Other expenses increased by approximately $403,000, or 16%, and $1,437,000,
or 30%, for the three and six months ended November 30, 1996, respectively, as
compared to the prior year. The increase was due, specifically, to an increase
in advertising expense and, generally, to the overall increase in the volume of
business and an increase in staff size.
Interest expense increased by approximately $22,000, or 58%, and $57,000,
or 75%, for the three and six months ended November 30, 1996, respectively, as
compared to the previous year due to the operations of Equitrade. Interest
expense on the capital of Equitrade's minority partners has increased as the
level of such capital rose since a year earlier.
<PAGE>
(8)
Income of Equitrade allocated to minority partners represents the share of
Equitrade's net income allocated to the minority partners during the three and
six months ended November 30, 1996 and 1995, respectively.

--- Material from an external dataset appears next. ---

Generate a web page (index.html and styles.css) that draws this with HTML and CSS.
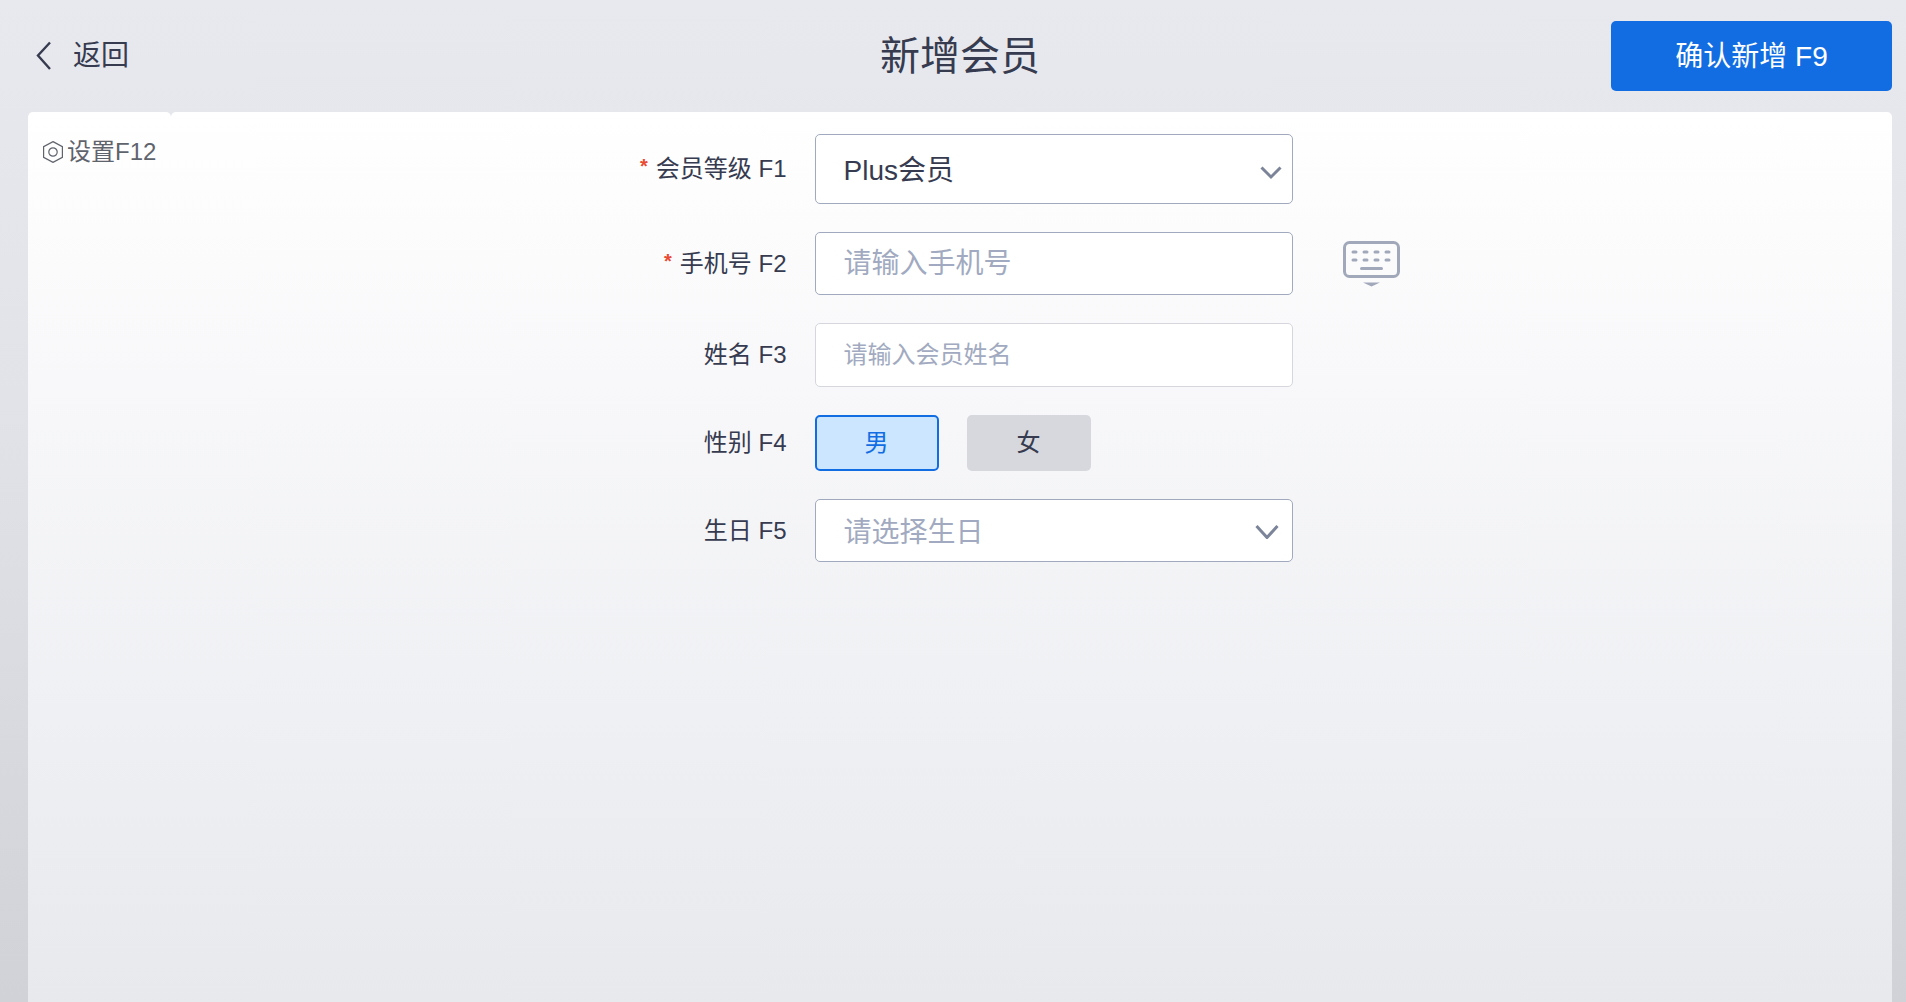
FILE: index.html
```html
<!DOCTYPE html>
<html lang="zh-CN">
<head>
    <meta charset="UTF-8">
    <meta name="viewport" content="width=device-width, initial-scale=1.0">
    <title>新增会员</title>
    <link rel="stylesheet" href="styles.css">
</head>
<body>
    <header class="page-header">
        <a class="back-link" href="#">
            <svg class="back-icon" viewBox="0 0 16 30" aria-hidden="true">
                <path d="M14 1.5 L2 14.5 L14 28"/>
            </svg>
            <span>返回</span>
        </a>
        <h1>新增会员</h1>
        <button type="submit" form="member-form" class="confirm-button">确认新增 F9</button>
    </header>
    <div class="container">
        <aside class="sidebar">
            <button type="button" class="settings-button">
                <svg class="settings-icon" viewBox="0 0 20 22" aria-hidden="true">
                    <path d="M10 0.6 L19.4 5.6 V16.4 L10 21.4 L0.6 16.4 V5.6 Z"/>
                    <circle cx="10" cy="11" r="4.2"/>
                </svg>
                <span>设置F12</span>
            </button>
        </aside>
        <main class="content">
            <form id="member-form" class="member-form">
                <div class="form-row">
                    <label class="form-label required" for="level">会员等级 F1</label>
                    <div class="field select-field">
                        <select id="level" class="control control-large" name="level">
                            <option>Plus会员</option>
                        </select>
                        <svg class="arrow arrow-small" viewBox="0 0 22 14" aria-hidden="true">
                            <path d="M1.5 1.5 L11 11 L20.5 1.5"/>
                        </svg>
                    </div>
                </div>
                <div class="form-row">
                    <label class="form-label required" for="phone">手机号 F2</label>
                    <div class="field">
                        <input type="tel" id="phone" class="control" name="phone" placeholder="请输入手机号">
                    </div>
                    <button type="button" class="keyboard-button" aria-label="软键盘">
                        <svg class="keyboard-icon" viewBox="0 0 57 46" aria-hidden="true">
                            <rect x="1.5" y="1.5" width="54" height="34" rx="5"/>
                            <path d="M10 11 h3 M21 11 h3 M32 11 h3 M43 11 h3 M10 19 h3 M21 19 h3 M32 19 h3 M43 19 h3 M18.5 27.5 h20"/>
                            <polygon points="20,41.5 37,41.5 28.5,45.5"/>
                        </svg>
                    </button>
                </div>
                <div class="form-row">
                    <label class="form-label" for="name">姓名 F3</label>
                    <div class="field">
                        <input type="text" id="name" class="control control-light" name="name" placeholder="请输入会员姓名">
                    </div>
                </div>
                <div class="form-row" role="radiogroup" aria-labelledby="gender-label">
                    <span class="form-label" id="gender-label">性别 F4</span>
                    <div class="field gender-options">
                        <label class="gender-option">
                            <input type="radio" name="gender" value="male" checked>
                            <span>男</span>
                        </label>
                        <label class="gender-option">
                            <input type="radio" name="gender" value="female">
                            <span>女</span>
                        </label>
                    </div>
                </div>
                <div class="form-row">
                    <label class="form-label" for="birthday">生日 F5</label>
                    <div class="field select-field">
                        <select id="birthday" class="control is-empty" name="birthday">
                            <option value="">请选择生日</option>
                        </select>
                        <svg class="arrow" viewBox="0 0 24 14" aria-hidden="true">
                            <path d="M1.5 1 L12 12.5 L22.5 1"/>
                        </svg>
                    </div>
                </div>
            </form>
        </main>
    </div>
</body>
</html>
```

FILE: styles.css
```css
* {
    box-sizing: border-box;
}
body {
    display: flex;
    flex-direction: column;
    min-height: 100vh;
    margin: 0;
    font-family: "Liberation Sans", "Noto Sans CJK SC", sans-serif;
    font-size: 24px;
    color: #363b50;
    background: linear-gradient(#e8e9ee, #e2e3e9 40%, #d0d2d8);
}
button, input, select {
    font-family: inherit;
    color: inherit;
}
button {
    cursor: pointer;
}

/* Header */
.page-header {
    display: grid;
    grid-template-columns: 1fr auto 1fr;
    align-items: center;
    height: 112px;
    padding: 0 14px 0 28px;
}
.page-header h1 {
    margin: 0;
    font-size: 40px;
    font-weight: normal;
    line-height: 56px;
}
.back-link {
    display: flex;
    align-items: center;
    gap: 21px;
    padding-left: 8px;
    font-size: 28px;
    line-height: 42px;
    color: inherit;
    text-decoration: none;
}
.back-icon {
    width: 16px;
    height: 30px;
    fill: none;
    stroke: #363b50;
    stroke-width: 2.4;
}
.confirm-button {
    justify-self: end;
    width: 281px;
    height: 70px;
    padding: 0 0 4px;
    border: none;
    border-radius: 5px;
    font-size: 28px;
    color: white;
    background-color: #126de3;
}

/* Panels */
.container {
    flex: 1;
    display: flex;
    padding: 0 14px 0 28px;
}
.sidebar, .content {
    border-radius: 5px 5px 0 0;
    background: linear-gradient(#fff, #f8f8fa 30%, #e7e9ed);
}
.sidebar {
    width: 143px;
    padding: 24px 0 0 15px;
}
.content {
    flex: 1;
    padding-top: 22px;
}
.settings-button {
    display: flex;
    align-items: center;
    gap: 4px;
    padding: 0;
    border: none;
    font-size: 24px;
    line-height: 32px;
    white-space: nowrap;
    color: #5f636c;
    background: none;
}
.settings-icon {
    width: 20px;
    height: 22px;
    fill: none;
    stroke: #5f636c;
    stroke-width: 1.2;
}

/* Form */
.member-form {
    display: flex;
    flex-direction: column;
    gap: 28px;
    width: 794px;
    margin: 0 auto;
}
.form-row {
    display: grid;
    grid-template-columns: 180px 478px 1fr;
    align-items: center;
}
.form-label {
    padding-right: 28px;
    line-height: 32px;
    text-align: right;
    white-space: nowrap;
}
.required::before {
    content: "*";
    margin-right: 8px;
    font-size: 20px;
    font-weight: bold;
    vertical-align: 4px;
    line-height: 1;
    color: #ea4a32;
}
.control {
    display: block;
    width: 100%;
    height: 63px;
    padding: 0 28px;
    border: 1px solid #a1a9be;
    border-radius: 5px;
    font-size: 28px;
    background-color: white;
    appearance: none;
}
.control-large {
    height: 70px;
}
.control-light {
    height: 64px;
    border-color: #d5d7dc;
    font-size: 24px;
}
.control::placeholder {
    color: #a1aac0;
    opacity: 1;
}
.is-empty {
    color: #a1aac0;
}
.select-field {
    position: relative;
}
.select-field .control {
    padding-top: 3px;
}
.arrow {
    position: absolute;
    top: 26px;
    right: 14px;
    width: 24px;
    height: 14px;
    fill: none;
    stroke: #7b8499;
    stroke-width: 3;
    pointer-events: none;
}
.arrow-small {
    top: 32px;
    right: 11px;
    width: 22px;
}
.gender-options {
    display: flex;
    gap: 28px;
}
.gender-option {
    position: relative;
    cursor: pointer;
}
.gender-option input {
    position: absolute;
    opacity: 0;
}
.gender-option span {
    display: block;
    width: 124px;
    height: 56px;
    border-radius: 5px;
    line-height: 56px;
    text-align: center;
    background-color: #d7d8dd;
}
.gender-option input:checked + span {
    border: 2px solid #126de3;
    line-height: 52px;
    color: #126de3;
    background-color: #cce6ff;
}
.keyboard-button {
    justify-self: start;
    margin-left: 50px;
    padding: 0;
    border: none;
    background: none;
}
.keyboard-icon {
    display: block;
    width: 57px;
    height: 46px;
    fill: none;
    stroke: #a1a8ba;
    stroke-width: 3;
    stroke-linecap: round;
}
.keyboard-icon polygon {
    fill: #a1a8ba;
    stroke: none;
}
```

The Company's effective tax rate increased from approximately 14% for the
three months ended November 30, 1995 to approximately 41% for the three months
ended November 30, 1996 and from 30% for the six months ended November 30, 1995
to 46% for the six months ended November 30, 1996. The difference in the rates
is due to several factors. First, the Company's relocation of its headquarters
from New York to New Jersey during November 1995 led to a retroactive reduction
in the Company's effective tax rate during the quarter ended November 30, 1995.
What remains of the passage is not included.